Corzine wants to limit property-tax hikes to 3%

Corzine wants to limit property-tax hikes to 3%
Oct. 17, 2006  AP

TRENTON - Gov. Corzine says he hopes to hold property-tax increases to no more than 3 percent annually and give local governments authority to implement their own taxes.

Speaking on WKXW-FM (101.5) yesterday, Corzine said that he would like to cut the state's highest-in-the-nation property taxes as part of a tax-reform effort, but that keeping annual increases in check seemed more realistic.

Property taxes have increased about 7 percent annually in recent years, helping boost average property taxes to $6,000, twice the national average.

"Hopefully, we'll get it down to 3 percent or less," Corzine said.

New Jersey relies on property taxes to pay for most county, municipal and school operations. Those local governments raise money only through property taxes.

But the governor said he supported giving local governments the authority to implement their own sales taxes, an idea recently discussed by lawmakers who have until Nov. 15 to devise tax-overhaul recommendations as part of a plan to change the state's tax system by year's end.

"I think we ought to give other means of raising revenue on a limited basis," Corzine said.

New Jersey state government imposes a 7 percent sales tax, and the governor said he would support giving local governments authority to impose an additional 1 percent sales tax.

"I don't think we would do income taxes," Corzine said.

Minority Republicans blasted the idea. Sen. Robert Littell said residents are expecting property-tax cuts.

"Now we see that all along the Democrats in charge of government were just planning on raising new taxes under the pretext of a reform effort," said Littell (R., Sussex). "A tax shift is absolutely the wrong approach in an effort to lower property taxes in this state."

The League of Municipalities, which represents local governments, has supported giving communities the authority to impose additional taxes.

Some legislators have been promoting ideas such as restricting property taxes to a percentage of income or restricting how much property value is taxed as ways to give taxpayers a quick, dramatic tax cut.

Corzine didn't mention such proposals.
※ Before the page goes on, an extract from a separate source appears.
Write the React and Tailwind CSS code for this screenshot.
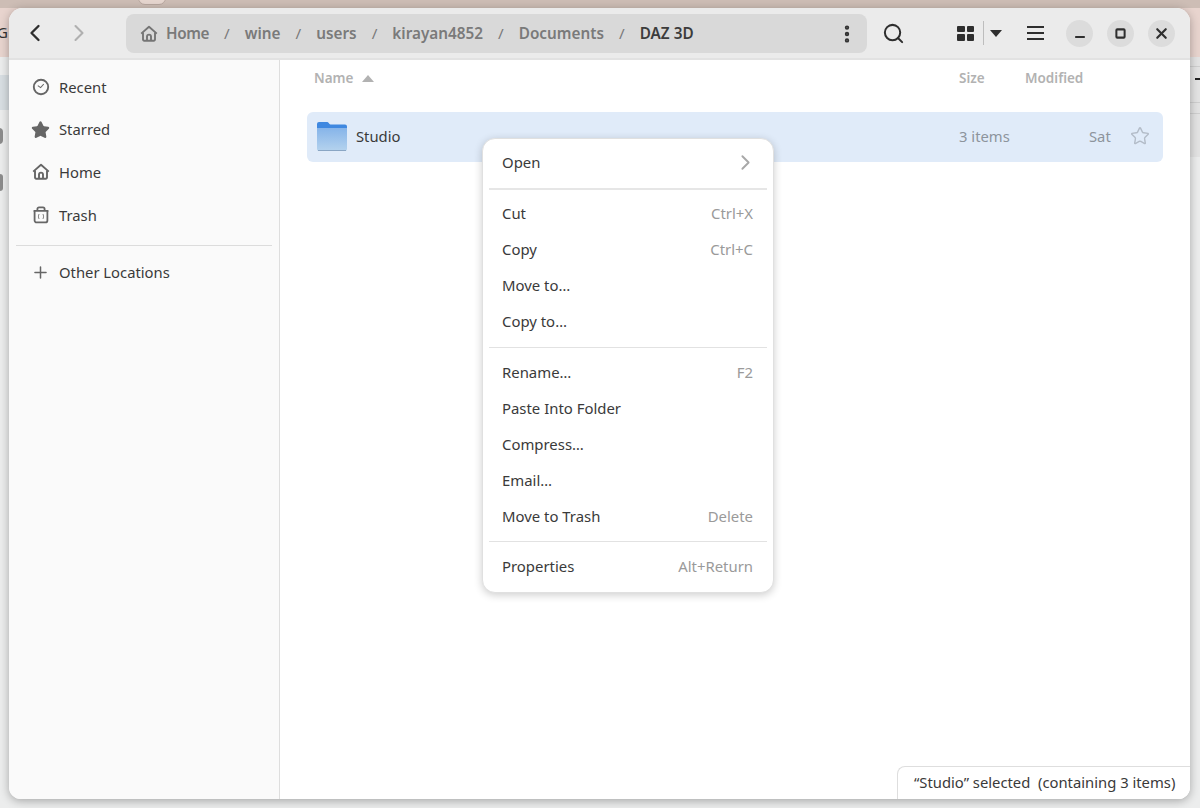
import React from 'react';
import { ChevronLeft, ChevronRight, Search, EllipsisVertical, X, Minus, Square, Plus, Star } from 'lucide-react';

const font = "font-['Noto_Sans',sans-serif]";

const ClockIcon = () => (
    <svg width="18" height="18" viewBox="0 0 18 18" fill="none" stroke="#666" strokeWidth="1.9">
        <circle cx="9" cy="9" r="7.2" />
        <path d="M5.8 7.6 8.6 9.6 11.8 6" strokeWidth="1.1" />
    </svg>
);

const HomeIcon = ({ color = '#666' }) => (
    <svg width="18" height="18" viewBox="0 0 18 18" fill="none" stroke={color} strokeWidth="1.9" strokeLinejoin="round">
        <path d="M1.2 8.6 9 1.8l7.8 6.8" />
        <path d="M3 7.4v7.2a1.2 1.2 0 0 0 1.2 1.2h9.6a1.2 1.2 0 0 0 1.2-1.2V7.4" />
        <path d="M7 15.6v-4a2 2 0 0 1 4 0v4" />
    </svg>
);

const TrashIcon = () => (
    <svg width="18" height="18" viewBox="0 0 18 18" fill="none" stroke="#666" strokeWidth="1.8" strokeLinejoin="round">
        <path d="M1.6 4.8h14.8" />
        <path d="M5.4 4.6V3a1.6 1.6 0 0 1 1.6-1.6h4A1.6 1.6 0 0 1 12.6 3v1.6" />
        <path d="M2.6 4.8v9.6a2 2 0 0 0 2 2h8.8a2 2 0 0 0 2-2V4.8" />
        <path d="M7 8.2c-.7 1.4-.7 3.2 0 4.6M11 8.2c.7 1.4.7 3.2 0 4.6" strokeWidth="1" />
    </svg>
);

const HamburgerIcon = () => (
    <svg width="17" height="14" viewBox="0 0 17 14" fill="#2e2e2e" className="block">
        <rect x="0" y="0" width="17" height="2" />
        <rect x="0" y="6" width="17" height="2" />
        <rect x="0" y="12" width="17" height="2" />
    </svg>
);

const FolderIcon = () => (
    <svg width="32" height="32" viewBox="0 0 32 32">
        <defs>
            <linearGradient id="folderBody" x1="0" y1="0" x2="0" y2="1">
                <stop offset="0" stopColor="#86b4e9" />
                <stop offset="1" stopColor="#b5d3ee" />
            </linearGradient>
        </defs>
        <path d="M1 4a2 2 0 0 1 2-2h7.5c1.2 0 1.8.5 2.6 1.4.6.7 1 1 2 1H29a2 2 0 0 1 2 2V12H1z" fill="#3f88e0" />
        <path d="M1 8h30v21a2 2 0 0 1-2 2H3a2 2 0 0 1-2-2z" fill="url(#folderBody)" />
        <path d="M2 30.5h28" stroke="#8aa6c4" strokeWidth="1" />
    </svg>
);

const SidebarItem = ({ icon, label }) => (
    <div className="flex items-center h-[42.7px] pl-[22px] gap-[9px] text-[14.8px] text-[#3a3a3a]">
        <span className="w-[19px] flex justify-center">{icon}</span>
        <span>{label}</span>
    </div>
);

const MenuItem = ({ label, hint, arrow }) => (
    <div className="flex items-center justify-between h-9 pl-[19px] pr-[20px] text-[14.9px] text-[#3a3a3a]">
        <span>{label}</span>
        {hint && <span className="text-[#9a9a9a]">{hint}</span>}
        {arrow && <ChevronRight size={25} strokeWidth={1.8} className="text-[#a8a8a8] -mr-[5px]" />}
    </div>
);

const Crumb = ({ children, last, tight }) => (
    <span className={`text-[15.3px] font-semibold ${tight ? 'tracking-[-0.4px]' : ''} ${last ? 'text-[#3c3c3c]' : 'text-[#7a7a7a]'}`}>{children}</span>
);

const Slash = () => <span className="text-[15.3px] text-[#7a7a7a] px-[15px]">/</span>;

const WindowButton = ({ children }) => (
    <div className="w-[27px] h-[27px] rounded-full bg-[#dcdcdc] flex items-center justify-center text-[#2e2e2e]">{children}</div>
);

export default function App() {
    return (
        <div className={`${font} relative w-[1200px] h-[808px] overflow-hidden bg-[#eceded] pl-[9px] pt-2 pr-[10px] pb-[9px]`}>
            {/* desktop behind the window */}
            <div className="absolute left-0 right-0 top-0 h-[57px] bg-[#e8d4ce]" />
            <div className="absolute left-0 right-0 top-0 h-2 bg-[#cdbdb5]" />
            <div className="absolute left-[138px] -top-[9px] w-[28px] h-[14px] rounded-full bg-[#e6d6cf] border border-[#b8a79f]" />
            <span className="absolute -left-[3px] top-[25px] text-[15px] text-[#333] leading-none">G</span>
            <div className="absolute left-0 top-[75px] w-[9px] h-[35px] bg-[#d8dee2]" />
            <div className="absolute -left-[5px] top-[128px] w-[8px] h-[16px] rounded-full bg-[#8c8c8c]" />
            <div className="absolute -left-[5px] top-[174px] w-[8px] h-[17px] rounded-[3px] bg-[#8c8c8c]" />
            <div className="absolute right-0 top-[57px] w-[10px] h-[100px] bg-[#e3e3e3]" />
            <div className="absolute right-0 top-[66px] w-[10px] h-px bg-[#cfcfcf]" />
            <div className="absolute right-0 top-[78px] w-[5px] h-[1.5px] bg-[#222]" />
            <div className="absolute right-0 top-[102px] w-[10px] h-px bg-[#cfcfcf]" />
            <div className="absolute right-0 top-[113px] w-[10px] h-px bg-[#cfcfcf]" />

            <div className="relative h-full rounded-t-[14px] rounded-b-[12px] overflow-hidden bg-white flex flex-col shadow-[0_2px_10px_rgba(0,0,0,0.3)]">
                {/* header bar */}
                <header className="h-[52px] shrink-0 bg-[#ebebeb] border-b-2 border-[#e2e2e2] flex items-center">
                    <ChevronLeft size={28} strokeWidth={2} className="text-[#2e2e2e] ml-[12px]" />
                    <ChevronRight size={28} strokeWidth={1.8} className="text-[#b0b0b0] ml-[16px]" />
                    <div className="w-[741px] h-[39px] ml-[33px] rounded-lg bg-[#d9d9d9] flex items-center pl-[14px] mt-[1px]">
                        <HomeIcon color="#757575" />
                        <span className="w-2" />
                        <Crumb tight>Home</Crumb>
                        <Slash />
                        <Crumb>wine</Crumb>
                        <Slash />
                        <Crumb>users</Crumb>
                        <Slash />
                        <Crumb>kirayan4852</Crumb>
                        <Slash />
                        <Crumb>Documents</Crumb>
                        <Slash />
                        <Crumb last>DAZ 3D</Crumb>
                        <EllipsisVertical size={22} strokeWidth={2.8} className="text-[#333] ml-auto mr-[9px]" />
                    </div>
                    <Search size={23} strokeWidth={2.1} className="text-[#2e2e2e] ml-[15px]" />
                    <div className="ml-[52px] grid grid-cols-2 gap-[2px] w-[17px] h-[15px]">
                        <span className="bg-[#2e2e2e] rounded-[1px]" />
                        <span className="bg-[#2e2e2e] rounded-[1px]" />
                        <span className="bg-[#2e2e2e] rounded-[1px]" />
                        <span className="bg-[#2e2e2e] rounded-[1px]" />
                    </div>
                    <div className="w-px h-6 bg-[#bdbdbd] ml-[9px]" />
                    <div className="ml-[6px] w-0 h-0 border-l-[6.5px] border-r-[6.5px] border-t-[7px] border-l-transparent border-r-transparent border-t-[#2e2e2e]" />
                    <span className="ml-[25px]"><HamburgerIcon /></span>
                    <div className="ml-[22px] flex gap-[14px]">
                        <WindowButton><Minus size={14} strokeWidth={3.4} className="mt-[7px]" /></WindowButton>
                        <WindowButton><Square size={11} strokeWidth={4.4} /></WindowButton>
                        <WindowButton><X size={17} strokeWidth={3} /></WindowButton>
                    </div>
                </header>

                <div className="flex-1 flex min-h-0">
                    {/* sidebar */}
                    <aside className="w-[271px] shrink-0 bg-[#fafafa] border-r border-[#dedede] pt-[5.5px]">
                        <SidebarItem icon={<ClockIcon />} label="Recent" />
                        <SidebarItem icon={<Star size={20} fill="#666" stroke="#666" />} label="Starred" />
                        <SidebarItem icon={<HomeIcon />} label="Home" />
                        <SidebarItem icon={<TrashIcon />} label="Trash" />
                        <div className="h-px bg-[#dcdcdc] mx-[7px] mt-[8.5px] mb-[5px]" />
                        <SidebarItem icon={<Plus size={23} strokeWidth={1.9} color="#666" />} label="Other Locations" />
                    </aside>

                    {/* file list */}
                    <main className="flex-1 relative bg-white">
                        <div className="h-[36px] flex items-center text-[13.5px] font-semibold text-[#b2b2b2] pr-[105px]">
                            <span className="ml-[34px]">Name</span>
                            <span className="ml-[9px] w-0 h-0 border-l-[6.5px] border-r-[6.5px] border-b-[7px] border-l-transparent border-r-transparent border-b-[#b2b2b2]" />
                            <span className="ml-auto w-[66px]">Size</span>
                            <span className="w-[60px]">Modified</span>
                        </div>
                        <div className="mt-[16px] mx-[27px] h-[50px] rounded-md bg-[#e0ebf9] flex items-center pl-[9px] pb-[2px] text-[14.8px]">
                            <FolderIcon />
                            <span className="ml-[8px] text-[#3a3a3a]">Studio</span>
                            <span className="ml-auto w-[130px] text-[#8d949c]">3 items</span>
                            <span className="w-[41px] text-[#8d949c]">Sat</span>
                            <Star size={20} strokeWidth={1.7} className="text-[#b3bcc8] mr-[13px]" />
                        </div>

                        {/* context menu */}
                        <div className="absolute left-[202px] top-[78px] w-[292px] h-[455px] rounded-[13px] bg-white border border-[#e0e0e0] shadow-[0_2px_8px_rgba(0,0,0,0.2)] pt-[5px]">
                            <MenuItem label="Open" arrow />
                            <div className="h-[2px] bg-[#e6e6e6] mx-[6px] mt-[8px] mb-[5px]" />
                            <MenuItem label="Cut" hint="Ctrl+X" />
                            <MenuItem label="Copy" hint="Ctrl+C" />
                            <MenuItem label="Move to…" />
                            <MenuItem label="Copy to…" />
                            <div className="h-px bg-[#e2e2e2] mx-[6px] mt-[8px] mb-[6px]" />
                            <MenuItem label="Rename…" hint="F2" />
                            <MenuItem label="Paste Into Folder" />
                            <MenuItem label="Compress…" />
                            <MenuItem label="Email…" />
                            <MenuItem label="Move to Trash" hint="Delete" />
                            <div className="h-px bg-[#e2e2e2] mx-[6px] mt-[7px] mb-[6px]" />
                            <MenuItem label="Properties" hint="Alt+Return" />
                        </div>

                        {/* status overlay */}
                        <div className="absolute right-0 bottom-0 w-[293px] h-[33px] bg-white border-t border-l border-[#dedede] rounded-tl-lg flex items-center pl-[16px] pb-[2px] text-[14.8px] text-[#3a3a3a] whitespace-pre">
                            “Studio” selected  (containing 3 items)
                        </div>
                    </main>
                </div>
            </div>
        </div>
    );
}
He said he sees immediate property-tax relief coming through ideas he introduced in July: changing the state's school funding formula to give more money to suburban schools, and turning the annual property-tax rebate checks into direct tax payments to municipalities, which would be boosted by using $350 million from the sales-tax increase approved this year.

Corzine said he would also demand changes to bar newly elected officials, political appointees, and contracted workers such as attorneys and tax assessors from receiving taxpayer-funded pensions.